Thao Trinh Phuong from Vietnam, a degree student of International and Comparative Law, learned how to ski, how to get lost and how to find her way again in Lapland. Read more on how the Arctic light felt right for our dear Thao.
“When you have a chance to control
what and how you study, it’s really good for a student. Studying is not
“compulsory” anymore, not forced. It helps students love what it is they
You’ve brought something dear to you to the interview! Could you tell us what it is?
Okay, yes! This is one of my souvenirs from here, a memory from Finland.
I spent my Easter holiday at my friend’s house, they are really sweet
and kind. I think – most Finnish people I’ve met have been really
helpful. They’ve tried their best to share their traditions with me, as
much as they can.
At my friend’s house, the parents don’t speak Finnish. With my broken
Finnish, it is very hard to communicate with them. But they are really,
really friendly, they make me feel like I’m at home. So during this
Easter holiday, they showed me how they spend their holidays, together,
and they taught me how to decorate this little tree. They showed how
they go around visiting their neighbors, singing and dressed up in ugly
costumes. Their neighbor had a really good laugh!
You mentioned your broken Finnish – but you DO speak Finnish! How do you like it?
A little bit! I try to study as much as I can. I know Finnish is very
difficult, I’m trying my best. So far it’s not very fluent. I still
speak worse than a one-year-old child! [laughter]
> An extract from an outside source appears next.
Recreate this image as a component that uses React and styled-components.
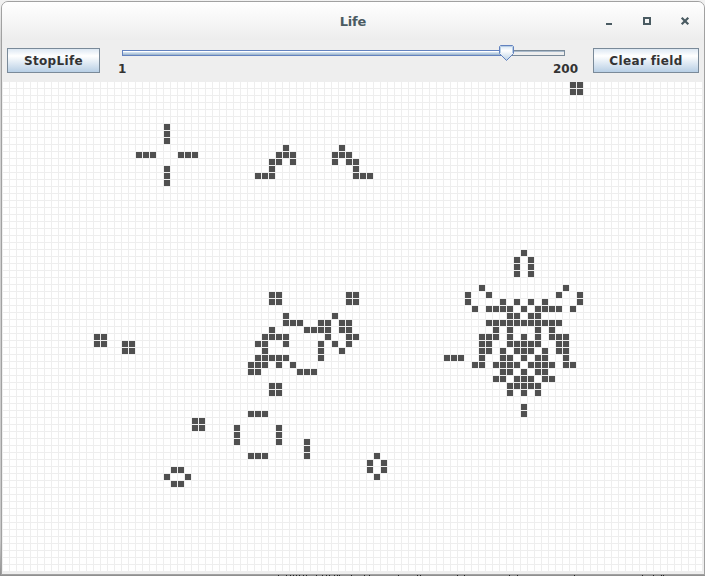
import React from "react";
import styled, { createGlobalStyle } from "styled-components";

const GlobalStyle = createGlobalStyle`
  html, body { margin: 0; padding: 0; overflow: hidden; background: #d9d9d9; }
  * { box-sizing: border-box; }
`;

const Desktop = styled.div`
  position: relative;
  width: 705px;
  height: 576px;
  padding: 1px 0 0 1px;
  overflow: hidden;
  background: linear-gradient(#f2f2f2 0, #d4d4d4 40px, #c8c8c8 540px, #8f8f8f 576px);
  font-family: "DejaVu Sans", sans-serif;
`;

const Window = styled.div`
  display: flex;
  flex-direction: column;
  width: 704px;
  height: 574px;
  border: 1px solid #a1a1a1;
  border-radius: 7px 7px 0 0;
  background: #eeeeee;
  overflow: hidden;
`;

const TitleBar = styled.header`
  display: grid;
  grid-template-columns: 1fr auto 1fr;
  align-items: center;
  height: 38px;
  flex: none;
  background: linear-gradient(#ffffff, #ededed);
`;

const Title = styled.h1`
  grid-column: 2;
  margin: 0;
  padding-top: 1px;
  font-size: 13px;
  line-height: 16px;
  font-weight: bold;
  letter-spacing: -0.2px;
  color: #4a5b62;
`;

const WindowControls = styled.div`
  display: flex;
  justify-content: flex-end;
  gap: 26px;
  padding: 0 13px 0 0;
`;

const ControlIcon = styled.svg`
  display: block;
  width: 12px;
  height: 12px;
  color: #4a5b62;
`;

const Toolbar = styled.div`
  display: flex;
  align-items: flex-start;
  height: 42px;
  flex: none;
  padding: 0 5px;
`;

const Button = styled.button`
  width: ${(p) => p.$width}px;
  height: 25px;
  margin: 8px 0 0;
  padding: 1px 0 0;
  flex: none;
  border: 1px solid #7a8a99;
  border-radius: 0;
  background: linear-gradient(#dde8f3 0%, #ffffff 30%, #b8cfe5 100%);
  font: bold 12px/16px "DejaVu Sans", sans-serif;
  letter-spacing: 0.35px;
  color: #333333;
`;

const SpeedSlider = styled.div`
  display: flex;
  flex-direction: column;
  flex: 1;
  padding: 5px 15px 0 18px;
`;

const SliderDrawing = styled.svg`
  display: block;
  width: 443px;
  height: 16px;
  margin-left: 4px;
`;

const SliderLabels = styled.div`
  display: flex;
  justify-content: space-between;
  font-size: 12px;
  line-height: 17px;
  font-weight: bold;
  color: #333333;
`;

const Board = styled.svg`
  display: block;
  width: 702px;
  height: 492px;
  flex: none;
`;

const BottomText = styled.svg`
  position: absolute;
  left: 0;
  bottom: 0;
  width: 705px;
  height: 1px;
`;

const CELL = 7;

// Live columns by row.
const LIVE = {
  0: [81, 82],
  1: [81, 82],
  6: [23],
  7: [23],
  8: [23],
  9: [40, 48],
  10: [19, 20, 21, 25, 26, 27, 39, 40, 41, 47, 48, 49],
  11: [38, 39, 41, 47, 49, 50],
  12: [23, 38, 50],
  13: [23, 36, 37, 38, 50, 51, 52],
  14: [23],
  24: [74],
  25: [73, 75],
  26: [73, 75],
  27: [73, 75],
  29: [68, 80],
  30: [38, 39, 49, 50, 66, 69, 79, 82],
  31: [38, 39, 49, 50, 66, 71, 73, 75, 77, 82],
  32: [67, 69, 70, 71, 72, 74, 76, 77, 78, 79, 81],
  33: [40, 47, 72, 73, 75, 76],
  34: [40, 41, 42, 45, 46, 48, 49, 69, 70, 71, 72, 73, 74, 75, 76, 77, 78, 79],
  35: [38, 43, 44, 45, 46, 48, 49, 70, 72, 76, 78],
  36: [13, 14, 37, 38, 39, 40, 46, 49, 50, 68, 69, 70, 72, 74, 76, 78, 79, 80],
  37: [13, 14, 17, 18, 36, 37, 40, 45, 47, 49, 68, 69, 72, 73, 74, 75, 76, 79, 80],
  38: [17, 18, 37, 45, 48, 68, 69, 71, 73, 74, 75, 77, 79, 80],
  39: [36, 37, 38, 39, 40, 45, 63, 64, 65, 68, 71, 72, 74, 76, 77, 80],
  40: [35, 36, 37, 39, 41, 67, 68, 70, 71, 72, 73, 75, 76, 77, 78, 80, 81],
  41: [35, 36, 42, 43, 44, 71, 72, 74, 76, 77],
  42: [70, 71, 73, 74, 75, 77, 78],
  43: [38, 39, 72, 73, 74, 75, 76],
  44: [38, 39, 72, 74, 76],
  46: [74],
  47: [35, 36, 37, 74],
  48: [27, 28],
  49: [27, 28, 33, 39],
  50: [33, 39],
  51: [33, 39, 43],
  52: [43],
  53: [35, 36, 37, 43, 53],
  54: [52, 54],
  55: [24, 25, 52, 54],
  56: [23, 26, 53],
  57: [24, 25],
};

// Tops of the glyphs that show below the window's lower edge.
const GLYPH_TOPS = [
  278, 286, 290, 293, 296, 299, 303, 306, 316, 322, 326, 329, 334, 337, 339,
  351, 364, 369, 398, 417, 420, 457, 464, 509, 517, 574, 642, 653, 661, 663,
];

function LifeBoard() {
  return (
    <Board viewBox="0 0 702 492" shapeRendering="crispEdges">
      <defs>
        <pattern id="grid" x="1" y="0" width={CELL} height={CELL} patternUnits="userSpaceOnUse">
          <rect width="6" height="6" fill="#ffffff" />
        </pattern>
      </defs>
      <rect width="702" height="492" fill="#eeeeee" />
      <rect x="1" width="700" height="490" fill="url(#grid)" />
      {Object.entries(LIVE).map(([row, cols]) =>
        cols.map((col) => (
          <rect key={`${row}-${col}`} x={1 + col * CELL} y={row * CELL} width="6" height="6" fill="#505050" />
        ))
      )}
    </Board>
  );
}

function Slider() {
  return (
    <SpeedSlider>
      <SliderDrawing viewBox="0 0 443 16">
        <defs>
          <linearGradient id="thumb" x1="0" y1="0" x2="0" y2="1">
            <stop offset="0" stopColor="#d5e4f3" />
            <stop offset="0.35" stopColor="#ffffff" />
            <stop offset="1" stopColor="#b8cfe5" />
          </linearGradient>
        </defs>
        <g shapeRendering="crispEdges">
          <rect x="385" y="5" width="58" height="6" fill="#7a8a99" />
          <rect x="385" y="6" width="57" height="1" fill="#a9bacb" />
          <rect x="385" y="7" width="57" height="3" fill="#eeeeee" />
          <rect x="0" y="5" width="385" height="6" fill="#6382bf" />
          <rect x="1" y="6" width="384" height="1" fill="#ffffff" />
          <rect x="1" y="7" width="384" height="1" fill="#d2e0ed" />
          <rect x="1" y="8" width="384" height="1" fill="#b8cfe5" />
          <rect x="1" y="9" width="384" height="1" fill="#a3b8cc" />
        </g>
        <path d="M378.5 .5h12l1 1v7l-7 7-7-7v-7z" fill="url(#thumb)" stroke="#6382bf" />
        <path d="M378.5 8V1.5h12V8" fill="none" stroke="#b8cfe5" />
      </SliderDrawing>
      <SliderLabels>
        <span>1</span>
        <span>200</span>
      </SliderLabels>
    </SpeedSlider>
  );
}

export default function App() {
  return (
    <>
      <GlobalStyle />
      <Desktop>
        <Window>
          <TitleBar>
            <Title>Life</Title>
            <WindowControls>
              <ControlIcon viewBox="0 0 12 12" shapeRendering="crispEdges">
                <path d="M3 8h6v2H3z" fill="currentColor" />
              </ControlIcon>
              <ControlIcon viewBox="0 0 12 12" shapeRendering="crispEdges">
                <path d="M3 3h6v6H3z" fill="none" stroke="currentColor" strokeWidth="2" />
              </ControlIcon>
              <ControlIcon viewBox="0 0 12 12">
                <path d="M2.7 2.7l6.6 6.6M9.3 2.7L2.7 9.3" stroke="currentColor" strokeWidth="2.2" />
              </ControlIcon>
            </WindowControls>
          </TitleBar>
          <Toolbar>
            <Button $width={93}>StopLife</Button>
            <Slider />
            <Button $width={106}>Clear field</Button>
          </Toolbar>
          <LifeBoard />
        </Window>
        <BottomText viewBox="0 0 705 1" shapeRendering="crispEdges">
          {GLYPH_TOPS.map((x) => (
            <rect key={x} x={x} width="1" height="1" fill="#222222" />
          ))}
        </BottomText>
      </Desktop>
    </>
  );
}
What is the best thing in Lapland?
Christmas, even though I’ve only spent one Christmas here. But everyone
was so thrilled, the Christmas spirit was really strong.
Another best thing here is nature. Because it’s Arctic, it is very
unique. In winter the weather can be very extreme, but you can see one
of the most beautiful sceneries in the world. Of course, the Arctic
light is… you can’t describe it. It’s an once-in-a-lifetime thing, but
here you see it almost all the time in winter.
Did you know of any stereotypes of Finnish people?
I thought that when I’d come here, it might be difficult to join the
community. But during my time here, I haven’t really experienced many of
the stereotypes. They [Finnish people] have all been really
welcoming. Finnish people, they are not that shy, not that cold. Even
with strangers they are very friendly. In my own hometown I don’t get
strangers walking up to me and saying “hi!”, but here they do. Even when
I fell down on my bike, people helped me as much as they could.
Also, I remember one time when I was lost and couldn’t find my friend’s
house. An old couple just came up to me (they didn’t speak English at
all!) and tried to help me. They even let me in their car and drove me
to my friends place. Really, really warm and welcoming.
Have you made a lot of friends during your stay here?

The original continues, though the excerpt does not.